According to a University of North Carolina-Chapel Hill research study published earlier this year, grandparent-headed households increased by 26.1 percent between 2001 and 2010. Reviewing data from the National Board of Labor, Internal Revenue Service and Census Bureau, the UNC report attributes this trend to a number of factors like the economy, family dissolutions and out-of-wedlock births.
Sometimes grandparents step into the parental role because of challenges facing the biological parents including financial hardships, illness or other dire circumstance. Other times, child neglect or abuse convictions against a parent may result in grandparents gaining custody of their grandchildren.

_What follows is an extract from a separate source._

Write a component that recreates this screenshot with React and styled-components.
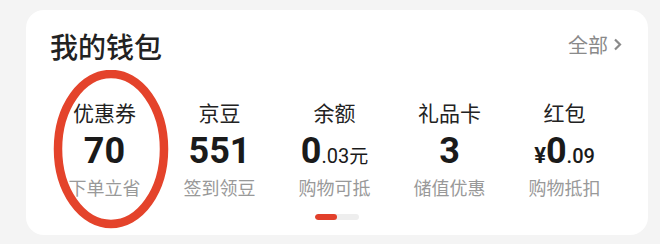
import React from "react";
import styled, { createGlobalStyle } from "styled-components";

const Global = createGlobalStyle`
  body {
    margin: 0;
    background: #f4f4f4;
    font-family: "Noto Sans CJK SC", "Noto Sans", sans-serif;
  }
`;

const Page = styled.div`
  width: 660px;
  height: 244px;
  padding: 10px 12px 0 26px;
  box-sizing: border-box;
`;

const Card = styled.div`
  position: relative;
  width: 622px;
  height: 225px;
  background: #fff;
  border-radius: 18px;
  box-sizing: border-box;
  padding: 16px 26px 0 21px;
`;

const Header = styled.div`
  display: flex;
  justify-content: space-between;
  align-items: center;
  padding-left: 3px;
  height: 40px;
`;

const Title = styled.h1`
  margin: 0;
  font-size: 28px;
  font-weight: 500;
  color: #222;
  line-height: 40px;
`;

const More = styled.div`
  display: flex;
  align-items: center;
  gap: 5px;
  font-size: 20px;
  color: #8a8a8a;
  margin-top: -4px;
`;

const Grid = styled.div`
  display: grid;
  grid-template-columns: repeat(5, 115px);
  margin-top: 34px;
`;

const Item = styled.div`
  display: flex;
  flex-direction: column;
  align-items: center;
`;

const Label = styled.div`
  font-size: 21px;
  line-height: 24px;
  color: #222;
`;

const Value = styled.div`
  display: flex;
  align-items: baseline;
  font-family: Roboto, "Noto Sans", sans-serif;
  font-weight: 700;
  color: #1a1a1a;
  height: 42px;
  margin-top: 6px;
`;

const Big = styled.span`
  font-size: 36px;
  line-height: 42px;
`;

const Small = styled.span`
  font-size: ${(p) => p.$size || 20}px;
  font-weight: ${(p) => p.$weight || 500};
  font-family: ${(p) => (p.$cjk ? '"Noto Sans CJK SC", sans-serif' : "inherit")};
`;

const Sub = styled.div`
  font-size: 18px;
  line-height: 22px;
  color: #999;
  margin-top: 4px;
`;

const Dots = styled.div`
  display: flex;
  justify-content: center;
  margin-top: 16px;
  padding-left: 4px;
`;

const Track = styled.div`
  width: 44px;
  height: 6px;
  border-radius: 3px;
  background: #eeeeee;
  overflow: hidden;
`;

const Thumb = styled.div`
  width: 22px;
  height: 6px;
  border-radius: 3px;
  background: #e2402b;
`;

const Ring = styled.svg`
  position: absolute;
  left: 27px;
  top: 60px;
  pointer-events: none;
`;

const items = [
  { label: "优惠券", value: <Big>70</Big>, sub: "下单立省" },
  { label: "京豆", value: <Big>551</Big>, sub: "签到领豆" },
  {
    label: "余额",
    value: (
      <>
        <Big>0</Big>
        <Small $weight={400}>.03</Small>
        <Small $cjk $weight={400} $size={19}>元</Small>
      </>
    ),
    sub: "购物可抵",
  },
  { label: "礼品卡", value: <Big>3</Big>, sub: "储值优惠" },
  {
    label: "红包",
    value: (
      <>
        <Small $size={22} $weight={700}>¥</Small>
        <Big>0</Big>
        <Small>.09</Small>
      </>
    ),
    sub: "购物抵扣",
  },
];

export default function App() {
  return (
    <>
      <Global />
      <Page>
        <Card>
          <Header>
            <Title>我的钱包</Title>
            <More>
              全部
              <svg width="9" height="15" viewBox="0 0 9 15">
                <path d="M2 2.5l5 5-5 5" fill="none" stroke="#8a8a8a" strokeWidth="2.2" />
              </svg>
            </More>
          </Header>
          <Grid>
            {items.map((it) => (
              <Item key={it.label}>
                <Label>{it.label}</Label>
                <Value>{it.value}</Value>
                <Sub>{it.sub}</Sub>
              </Item>
            ))}
          </Grid>
          <Dots>
            <Track>
              <Thumb />
            </Track>
          </Dots>
          <Ring width="116" height="160" viewBox="0 0 116 160">
            <ellipse cx="58" cy="79" rx="53" ry="75" fill="none" stroke="#e4432b" strokeWidth="8.5" />
          </Ring>
        </Card>
      </Page>
    </>
  );
}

Generally speaking, grandparents do not have specific rights to parent or visit with their grandchildren based on their grandparent status. The ability of a grandparent to have access to their grandchildren is usually dependant on the willingness of the child’s parents to allow access. Court proceedings, however, may alter grandparents’ rights, in certain circumstance granting the grandparents visitation or temporary or permanent custody.
The implications of this trend are far-reaching. Grandparents are pressing for more legal rights over their grandchildren. In Kansas, Senate Bill 52, sponsored by Wichita Senator Oletha Faust-Goudeau, seeks to make grandparents automatic parties in social services- or state agency-related matters. Just last year, Ohio State Senator Kirk Schuring, a champion for grandparents’ visitation rights, proposed that grandparents be given more statutory rights.
As cultural, economic and social change continues, the face of families will continue to shift. The rights, or lack of rights, of those truly caring for America’s youth should be carefully considered.